Ia menjelaskan, bahwa tarif PPN pada transaksi digital, seperti biaya jasa sebesar Rp1.500 yang dikenakan pada e-wallet atau e-money, sudah mencakup pajak tersebut.
“Ketika kita bayar biaya jasa transaksi Rp1.500, di dalamnya itu sudah ada PPN. Jadi tidak ada PPN tambahan lagi ketika uang dalam dompet digital digunakan,” jelasnya.
Dwi menyebut, kenaikan PPN 1 persen ini juga diperkirakan tidak berdampak besar terhadap inflasi. Menurut data yang telah dirilis DJP, dampaknya terhadap inflasi hanya sekitar 0,2 persen.
Menanggapi keresahan masyarakat, ia mengatakan, khususnya bagi generasi muda pengguna platform digital seperti Spotify dan Netflix, Dwi menegaskan, bahwa pajak pada jasa tersebut sudah lama berlaku.

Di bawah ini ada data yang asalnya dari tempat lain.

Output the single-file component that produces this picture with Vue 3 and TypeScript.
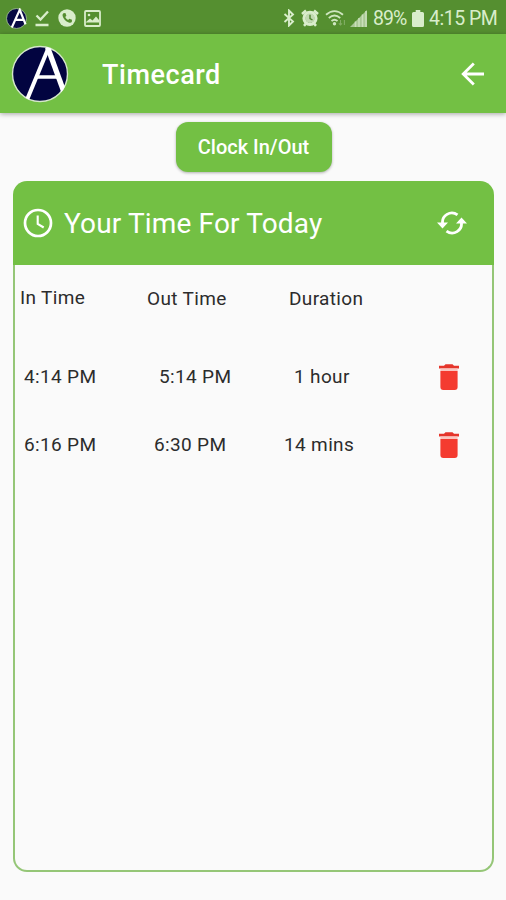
<script setup lang="ts">
interface Entry {
  id: string
  start: string
  end: string
  duration: string
}

const entries: Entry[] = [
  { id: 'first', start: '4:14 PM', end: '5:14 PM', duration: '1 hour' },
  { id: 'second', start: '6:16 PM', end: '6:30 PM', duration: '14 mins' },
]
</script>

<template>
  <div class="screen">
    <div class="status">
      <svg class="s-logo" viewBox="0 0 58 58">
        <circle cx="29" cy="29" r="27.5" fill="#070a43" stroke="#b9d3a8" stroke-width="2" />
        <path d="M16 54L38 5L54 45M25 33H49" fill="none" stroke="#fff" stroke-width="6" />
      </svg>
      <svg class="s-check" viewBox="0 0 16 18">
        <path d="M2.5 6.5L6.5 10.5L14 2.5M1.5 16H14.5" fill="none" stroke="#d9edcb" stroke-width="2.3" />
      </svg>
      <svg class="s-phone" viewBox="0 0 18 18">
        <circle cx="9" cy="9" r="8.7" fill="#d9edcb" />
        <path d="M5.4 4.2L7.4 4L8.4 6.8L7.2 7.9Q8.1 9.9 10.1 10.9L11.3 9.7L14 10.8L13.8 12.9Q12.7 14.1 10.8 13.4Q6 11.8 4.6 7Q4.2 5.2 5.4 4.2Z" fill="#558d30" />
      </svg>
      <svg class="s-photo" viewBox="0 0 17 17">
        <rect x="1" y="1" width="15" height="15" rx="1" fill="none" stroke="#d9edcb" stroke-width="1.8" />
        <path d="M2 12L6 8.5L8.5 10.5L12 6.5L15 10V12.5H2Z" fill="#d9edcb" />
        <circle cx="5" cy="5" r="1.3" fill="#d9edcb" />
      </svg>
      <span class="spacer"></span>
      <svg class="s-bt" viewBox="0 0 12 18">
        <path d="M1.5 5L10 12.5L6 16.5V1.5L10 5.5L1.5 13" fill="none" stroke="#d9edcb" stroke-width="1.9" />
      </svg>
      <svg class="s-alarm" viewBox="0 0 18 18">
        <circle cx="9" cy="9.3" r="6" fill="none" stroke="#d9edcb" stroke-width="3.2" />
        <path d="M1 5L5 1.6M17 5L13 1.6M3 16.8L5 14.5M15 16.8L13 14.5" stroke="#d9edcb" stroke-width="2.6" />
        <circle cx="9" cy="9.3" r="4.7" fill="#c2dab2" />
        <path d="M9 5.8V9.5L11.5 11" fill="none" stroke="#4d842c" stroke-width="1.4" />
      </svg>
      <svg class="s-wifi" viewBox="0 0 22 18">
        <path d="M1 5.7Q9.5 -1.5 18 5.7M3.8 9Q9.5 4 15.2 9M6.5 12Q9.5 9.4 12.5 12" fill="none" stroke="#cfe6c0" stroke-width="1.8" />
        <circle cx="9.5" cy="14.8" r="1.7" fill="#cfe6c0" />
        <path d="M15.5 11V16M13.8 14.3L15.5 16L17 14.3M19.4 16V11" fill="none" stroke="#82ad65" stroke-width="1.1" />
      </svg>
      <svg class="s-signal" viewBox="0 0 17 17">
        <path d="M0 17L17 0V17Z" fill="#a9c895" />
        <path d="M5.5 11.5V17M9 8V17M12.5 4.5V17M16 1V17" stroke="#c9dfba" stroke-width="1.5" />
      </svg>
      <span class="pct">89%</span>
      <svg class="s-bat" viewBox="0 0 12 17">
        <path d="M3.7 0H8.3V2H10.5Q12 2 12 3.5V15.5Q12 17 10.5 17H1.5Q0 17 0 15.5V3.5Q0 2 1.5 2H3.7Z" fill="#d9edcb" />
      </svg>
      <span class="clock">4:15 PM</span>
    </div>

    <header class="bar">
      <svg class="logo" viewBox="0 0 58 58">
        <defs><clipPath id="disc"><circle cx="29" cy="29" r="28" /></clipPath></defs>
        <circle cx="29" cy="29" r="27.5" fill="#020440" stroke="#d5e7cb" stroke-width="1.4" />
        <g clip-path="url(#disc)" fill="none" stroke="#fff">
          <path d="M15.5 56L37 4" stroke-width="4" />
          <path d="M36.5 2L53.3 48" stroke-width="5.2" />
          <path d="M25 32H47" stroke-width="3.4" />
        </g>
      </svg>
      <h1>Timecard</h1>
      <svg class="back" viewBox="0 0 24 24">
        <path d="M12.8 1.4L2.2 12L12.8 22.6M2.2 12H23" fill="none" stroke="#fff" stroke-width="2.8" />
      </svg>
    </header>

    <main>
      <button class="punch" type="button">Clock In/Out</button>
      <section class="card">
        <div class="head">
          <svg class="dial" viewBox="0 0 30 30">
            <circle cx="15" cy="15" r="13" fill="none" stroke="#fff" stroke-width="2.7" />
            <path d="M14.7 7.5V15.8L20.7 19.5" fill="none" stroke="#fff" stroke-width="2.1" />
          </svg>
          <h2>Your Time For Today</h2>
          <svg class="sync" viewBox="0 0 30 24">
            <path d="M5.7 13A9.3 9.3 0 0 1 20.5 3.9M24.3 11A9.3 9.3 0 0 1 9.5 20.1" fill="none" stroke="#fff" stroke-width="2.8" />
            <path d="M0 11.6H11L5.5 17.4ZM30 12.4H19L24.5 6.6Z" fill="#fff" />
          </svg>
        </div>
        <div class="sheet">
          <div class="row titles">
            <span class="in">In Time</span>
            <span class="out">Out Time</span>
            <span class="dur">Duration</span>
          </div>
          <div v-for="entry in entries" :key="entry.id" class="row" :class="entry.id">
            <span class="in">{{ entry.start }}</span>
            <span class="out">{{ entry.end }}</span>
            <span class="dur">{{ entry.duration }}</span>
            <svg class="trash" viewBox="0 0 20 26">
              <path d="M1.4 7H18.6V23Q18.6 26 15.6 26H4.4Q1.4 26 1.4 23Z" fill="#f43b30" />
              <path d="M0 1.8H5L6.5 0.3H13.5L15 1.8H20V4.5H0Z" fill="#e5352b" />
              <path d="M1.4 4.5H18.6V7H1.4Z" fill="#fbc5bf" />
            </svg>
          </div>
        </div>
      </section>
    </main>
  </div>
</template>

<style>
body {
  margin: 0;
  background: #fafafa;
}
</style>

<style scoped>
.screen {
  display: flex;
  flex-direction: column;
  box-sizing: border-box;
  width: 506px;
  height: 900px;
  background: #fafafa;
  color: #2c2c2c;
  font-family: Roboto, "Liberation Sans", sans-serif;
}
svg {
  display: block;
  flex: none;
}
.status {
  display: flex;
  align-items: center;
  box-sizing: border-box;
  height: 34px;
  padding: 2px 9px 0 6px;
  background: #558f30;
  color: #d9edcb;
  font-size: 19.5px;
  white-space: nowrap;
}
.spacer { flex: 1; }
.s-logo { width: 21px; height: 21px; }
.s-check { width: 16px; height: 18px; margin-left: 7px; }
.s-phone { width: 18px; height: 18px; margin-left: 8px; }
.s-photo { width: 17px; height: 17px; margin-left: 8px; }
.s-bt { width: 12px; height: 18px; }
.s-alarm { width: 18px; height: 18px; margin-left: 6px; }
.s-wifi { width: 22px; height: 18px; margin-left: 6px; }
.s-signal { width: 17px; height: 17px; margin-left: 3px; }
.pct { width: 34px; margin-left: 6px; letter-spacing: -1px; }
.s-bat { width: 12px; height: 17px; margin-left: 5px; }
.clock { width: 68px; margin-left: 5px; letter-spacing: -0.5px; }
.bar {
  display: flex;
  align-items: center;
  box-sizing: border-box;
  height: 79px;
  padding: 0 21px 0 11px;
  background: #73c044;
  box-shadow: 0 1px 5px rgba(0, 0, 0, 0.35);
}
.logo { width: 58px; height: 58px; }
h1 {
  flex: 1;
  margin: 3px 0 0 33px;
  color: #fff;
  font-size: 27px;
  font-weight: 500;
  letter-spacing: 0.55px;
  line-height: 32px;
}
.back { width: 24px; height: 24px; }
main {
  display: flex;
  flex: 1;
  flex-direction: column;
  align-items: center;
  padding: 9px 12px 28px 13px;
}
.punch {
  width: 156px;
  height: 50px;
  padding: 0;
  border: 0;
  border-radius: 12px;
  background: #73c044;
  box-shadow: 0 1px 3px rgba(0, 0, 0, 0.3);
  color: #fff;
  font: 500 20px/50px Roboto, "Liberation Sans", sans-serif;
}
.card {
  display: flex;
  flex: 1;
  flex-direction: column;
  width: 100%;
  margin-top: 9px;
}
.head {
  display: flex;
  align-items: center;
  box-sizing: border-box;
  height: 84px;
  padding: 0 27px 0 10px;
  border-radius: 14px 14px 0 0;
  background: #73c044;
}
.sheet {
  flex: 1;
  border: 2px solid #95c677;
  border-top: 0;
  border-radius: 0 0 14px 14px;
}
.dial { width: 30px; height: 30px; }
h2 {
  flex: 1;
  margin: 1px 0 0 11px;
  color: #fff;
  font-size: 28px;
  font-weight: 400;
  letter-spacing: 0.15px;
  line-height: 34px;
}
.sync { width: 30px; height: 24px; }
.row {
  display: grid;
  align-items: center;
  height: 68px;
  padding-left: 9px;
  font-size: 19px;
  letter-spacing: 0.35px;
  line-height: 24px;
  white-space: nowrap;
}
.titles {
  grid-template-columns: 127px 142px 100px;
  height: 78px;
  padding-left: 5px;
  align-items: start;
}
.titles span { margin-top: 22px; }
.titles .in { margin-top: 21px; }
.first { grid-template-columns: 135px 135px 145px 20px; }
.second { grid-template-columns: 130px 130px 155px 20px; }
.trash { width: 20px; height: 26px; }
</style>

“Spotify, Netflix itu termasuk jasa PMSE (Perdagangan Melalui Sistem Elektronik) yang saya katakan tadi, itu sudah dikenakan, bukan pajak baru. Selama ini yang dibayar masyarakat itu sudah ada pajaknya, bukan dikenakan (pajak) terus tiba-tiba (naik) 12%, bukan seperti itu, kenaikannya 1% dan itu sudah diatur juga sejak tahun 2022,” papar Direktur Penyuluhan, Pelayanan, dan Hubungan Masyarakat DJP itu.
Lebih lanjut, Dwi menjelaskan bahwa PPN dikenakan pada konsumen akhir atas penyerahan barang atau jasa.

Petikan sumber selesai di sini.